26-year-old Eritrean Merhawit Tesfamariam gave birth prematurely to twins on board a rickety boat off the Libyan coast in late August. Her twins, Hiyap (1.6 kilos) and Evenezer (1.3 kilos) are currently in incubators in Palermo's Cervello Hospital, Italy.
CNN's Ben Wedeman spent the day with Merhawit in the hospital, trying
to learn her story, how she escaped from Eritrea to Libya and managed to
get to Italy.
So far
this year, 3,165 migrants and refugees have died attempting to cross
the Mediterranean Sea to Europe, often in overcrowded boats and rafts.
More than 110,000 others have arrived in Italy, where another 145,000
wait in reception centers for their statuses to be decided upon.
According to the International Organization for Migration, more than
275,000 people are waiting in Libya to attempt the perilous journey.

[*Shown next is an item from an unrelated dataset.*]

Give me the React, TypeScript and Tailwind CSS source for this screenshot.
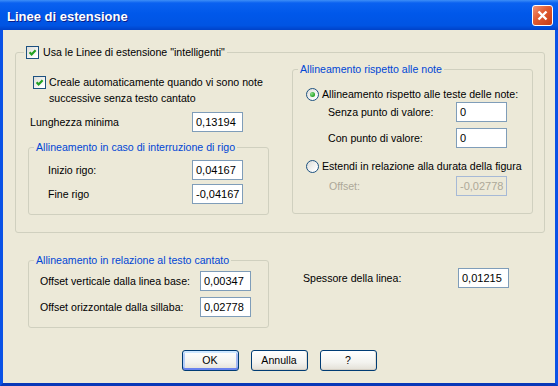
import React from "react";

const fontClass = "font-['Liberation_Sans',Arial,sans-serif]";

const groupClass = "m-0 border border-[#d0d0bf] rounded-[3px] p-0";

const legendClass =
  "ml-[5px] px-[2px] h-[14px] flex items-center whitespace-nowrap text-[#0046d5]";

function Checkbox({ className = "" }: { className?: string }) {
  return (
    <span
      className={`flex h-[13px] w-[13px] shrink-0 items-center justify-center border border-[#1c5180] bg-[linear-gradient(135deg,#dcdcd7,#ffffff_85%)] ${className}`}
    >
      <svg width="11" height="11" viewBox="0 0 11 11">
        <path
          d="M2.6 5.2 L4.6 7.4 L8.6 3.2"
          fill="none"
          stroke="#21a121"
          strokeWidth="2.2"
        />
      </svg>
    </span>
  );
}

function Radio({ checked }: { checked?: boolean }) {
  return (
    <span className="flex h-[13px] w-[13px] shrink-0 items-center justify-center rounded-full border border-[#1c5180] bg-[linear-gradient(135deg,#dcdcd7,#ffffff_85%)]">
      {checked && (
        <span className="h-[5px] w-[5px] rounded-full bg-[radial-gradient(circle_at_35%_35%,#8ee08e,#21a121_70%)]" />
      )}
    </span>
  );
}

function TextBox({ value, disabled }: { value: string; disabled?: boolean }) {
  return (
    <div
      className={
        disabled
          ? "flex h-[20px] w-[51px] shrink-0 items-center border border-[#a6b9d6] pl-[3px] text-[11px] text-[#aca899]"
          : "flex h-[20px] w-[51px] shrink-0 items-center border border-[#7f9db9] bg-white pl-[3px] text-[11px] text-black"
      }
    >
      {value}
    </div>
  );
}

function XpButton({ label, isDefault }: { label: string; isDefault?: boolean }) {
  return (
    <button
      type="button"
      className={
        isDefault
          ? "flex h-[21px] w-[57px] items-center justify-center rounded-[3px] border border-[#003c74] bg-[linear-gradient(to_bottom,#ffffff,#f3f3ef_60%,#e3e0d6)] text-black shadow-[inset_0_2px_0_#cee7ff,inset_0_-2px_0_#6982ee,inset_2px_0_0_#b5cef8,inset_-2px_0_0_#a3b8f3]"
          : "flex h-[21px] w-[57px] items-center justify-center rounded-[3px] border border-[#003c74] bg-[linear-gradient(to_bottom,#ffffff,#f3f3ef_60%,#e3e0d6)] text-black shadow-[inset_0_-1px_0_#d6d0c5,inset_-1px_0_0_#e2ded4]"
      }
    >
      {label}
    </button>
  );
}

export default function App() {
  return (
    <div className={`flex h-[386px] w-[558px] flex-col ${fontClass} text-[10.6px] leading-[13px] text-black`}>
      {/* title bar */}
      <div className="flex h-[30px] shrink-0 items-center justify-between bg-[linear-gradient(to_bottom,#3d8ef7_0%,#0a61f0_10%,#0058ea_45%,#0054e3_85%,#0042c8_100%)] pl-[7px] pr-[5px]">
        <span className="pt-[2px] text-[13px] font-bold text-white [text-shadow:1px_1px_0_#0a1e8a]">
          Linee di estensione
        </span>
        <button
          type="button"
          className="flex h-[21px] w-[21px] items-center justify-center rounded-[3px] border border-white bg-[linear-gradient(135deg,#f29478,#e05a30_45%,#c63c14)]"
          aria-label="Chiudi"
        >
          <svg width="13" height="13" viewBox="0 0 13 13">
            <path d="M2.5 2.5 L10.5 10.5 M10.5 2.5 L2.5 10.5" stroke="#ffffff" strokeWidth="2.4" />
          </svg>
        </button>
      </div>

      {/* client area */}
      <div className="flex flex-1 flex-col border-x-[3px] border-b-[3px] border-x-[#0a52e6] border-b-[#0838b8] bg-[#ece9d8]">
        <fieldset className={`${groupClass} ml-[12px] mt-[15px] w-[530px]`}>
          <legend className="ml-[8px] flex h-[14px] items-center gap-[4px] whitespace-nowrap px-[2px]">
            <Checkbox />
            <span>Usa le Linee di estensione "intelligenti"</span>
          </legend>
          <div className="flex items-start pb-[17px] pl-[12px]">
            {/* left column */}
            <div className="flex w-[241px] flex-col">
              <div className="ml-[5px] mt-[15px] flex items-start gap-[3px] whitespace-nowrap">
                <Checkbox className="mt-[2px]" />
                <span className="leading-[16px]">
                  Creale automaticamente quando vi sono note
                  <br />
                  successive senza testo cantato
                </span>
              </div>
              <div className="mt-[6px] flex h-[20px] items-center pl-[2px]">
                <span className="w-[162px]">Lunghezza minima</span>
                <TextBox value="0,13194" />
              </div>
              <fieldset className={`${groupClass} mt-[8px] w-[241px]`}>
                <legend className={legendClass}>Allineamento in caso di interruzione di rigo</legend>
                <div className="flex flex-col gap-[4px] pb-[10px] pt-[6px]">
                  <div className="flex h-[20px] items-center pl-[19px]">
                    <span className="w-[144px]">Inizio rigo:</span>
                    <TextBox value="0,04167" />
                  </div>
                  <div className="flex h-[20px] items-center pl-[19px]">
                    <span className="w-[144px]">Fine rigo</span>
                    <TextBox value="-0,04167" />
                  </div>
                </div>
              </fieldset>
            </div>

            {/* right column */}
            <fieldset className={`${groupClass} ml-[23px] mt-[3px] w-[241px]`}>
              <legend className={legendClass}>Allineamento rispetto alle note</legend>
              <div className="flex flex-col whitespace-nowrap pb-[17px]">
                <div className="mt-[11px] flex h-[14px] items-center gap-[3px] pl-[13px]">
                  <Radio checked />
                  <span>Allineamento rispetto alle teste delle note:</span>
                </div>
                <div className="mt-[1px] flex h-[20px] items-center pl-[35px]">
                  <span className="w-[128px]">Senza punto di valore:</span>
                  <TextBox value="0" />
                </div>
                <div className="mt-[6px] flex h-[20px] items-center pl-[35px]">
                  <span className="w-[128px]">Con punto di valore:</span>
                  <TextBox value="0" />
                </div>
                <div className="mt-[11px] flex h-[14px] items-center gap-[3px] pl-[13px]">
                  <Radio />
                  <span>Estendi in relazione alla durata della figura</span>
                </div>
                <div className="mt-[3px] flex h-[20px] items-center pl-[36px]">
                  <span className="w-[127px] text-[#aca899]">Offset:</span>
                  <TextBox value="-0,02778" disabled />
                </div>
              </div>
            </fieldset>
          </div>
        </fieldset>

        <div className="ml-[25px] mt-[20px] flex items-start whitespace-nowrap">
          <fieldset className={`${groupClass} w-[241px]`}>
            <legend className={legendClass}>Allineamento in relazione al testo cantato</legend>
            <div className="flex flex-col gap-[6px] pb-[10px] pt-[4px]">
              <div className="flex h-[20px] items-center pl-[11px]">
                <span className="w-[160px]">Offset verticale dalla linea base:</span>
                <TextBox value="0,00347" />
              </div>
              <div className="flex h-[20px] items-center pl-[11px]">
                <span className="w-[160px]">Offset orizzontale dalla sillaba:</span>
                <TextBox value="0,02778" />
              </div>
            </div>
          </fieldset>
          <div className="ml-[34px] mt-[15px] flex h-[20px] items-center">
            <span className="w-[155px]">Spessore della linea:</span>
            <TextBox value="0,01215" />
          </div>
        </div>

        <div className="mt-[22px] flex justify-center gap-[12px]">
          <XpButton label="OK" isDefault />
          <XpButton label="Annulla" />
          <XpButton label="?" />
        </div>
      </div>
    </div>
  );
}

Merhawit, like so many other Eritreans, she fled her country to escape
the open-ended mandatory military service that made life in the small
East African country unbearable. She served in the military for three
years working as a clerk. Fed up, she deserted, but was caught and
sentenced to five months in prison. After her release last year, she and
her husband paid human traffickers 50,000 nakfa, about $3,300, to be
smuggled across the border into Sudan.
Merhawit and her husband managed to scrape together enough funds, around
$5,000, for her to continue the journey to Libya, but not enough for
him to join. He stayed behind in Khartoum, and once more with the
dubious assistance of human traffickers, the expectant mother went to
Tripoli. There, Merhawit recounted, she stayed for five months in a
walled compound, sleeping on the floor of what sounded, according to
her description, like a warehouse.
"The water was dirty, dirty," she said.
The only food she and other migrants and refugees there were ever given
was pasta. She never saw a doctor or take medicine. Eventually, she and
the others were herded onto a bus and driven to the Libyan coast, where
they boarded a boat. They had no food or water. Despite being eight
months pregnant, Merhawit assured me she felt no discomfort. But after
just two days at sea, labor set in. She was in pain, and her cries
drove many of the passengers in the flimsy vessel as far away as they
could get.
"I was in such pain I wasn't embarrassed by what was happening to me," she said. Merhawit recalls that women on the boat were supportive through her agony, and helped her deliver her twin boys.
After they were born, however, she was gripped by fear that the infants
would die as they drifted aimlessly on the Mediterranean. "I was
worried the twins wouldn't survive, that we wouldn't be rescued."
Rescue did arrive, however, when their boat was spotted by the crew of
Dignity 1, a vessel operated by Medecins Sans Frontiere (Doctors Without
Borders). Merwahit and the twins were soon transferred to the Italian
Navy, which helicoptered them to Palermo. The infants were suffering
from malnutrition, dehydration and hypothermia, according to doctors at
the hospital in Palermo. Merhawit was also suffering from anemia.
Their rescue, and rapid recovery since then is nothing short of
miraculous, doctors say.
"If they had been on the boat much longer," Dr. Giorgio Sulliotti said, "they would have suffered much more than they did. Merhawit was "very lucky. It was a premature delivery of twins in a crowded boat in the Mediterranean. Any complication could have been grave, with the risk of death for both the mother and the twins. It's the first time I've seen a premature delivery with such a rapid recovery by both the mother and the babies," said Perino.
Once the twins are healthy enough, she will be released from the
hospital to a reception center. There she will have to either apply for
asylum or seek refuge in another country. She told me she wants to be
reunited with her husband as soon as possible -- how, she doesn't know.
Then she would like to move to the United Kingdom or, if she can, to
the United States, where she says she has relatives.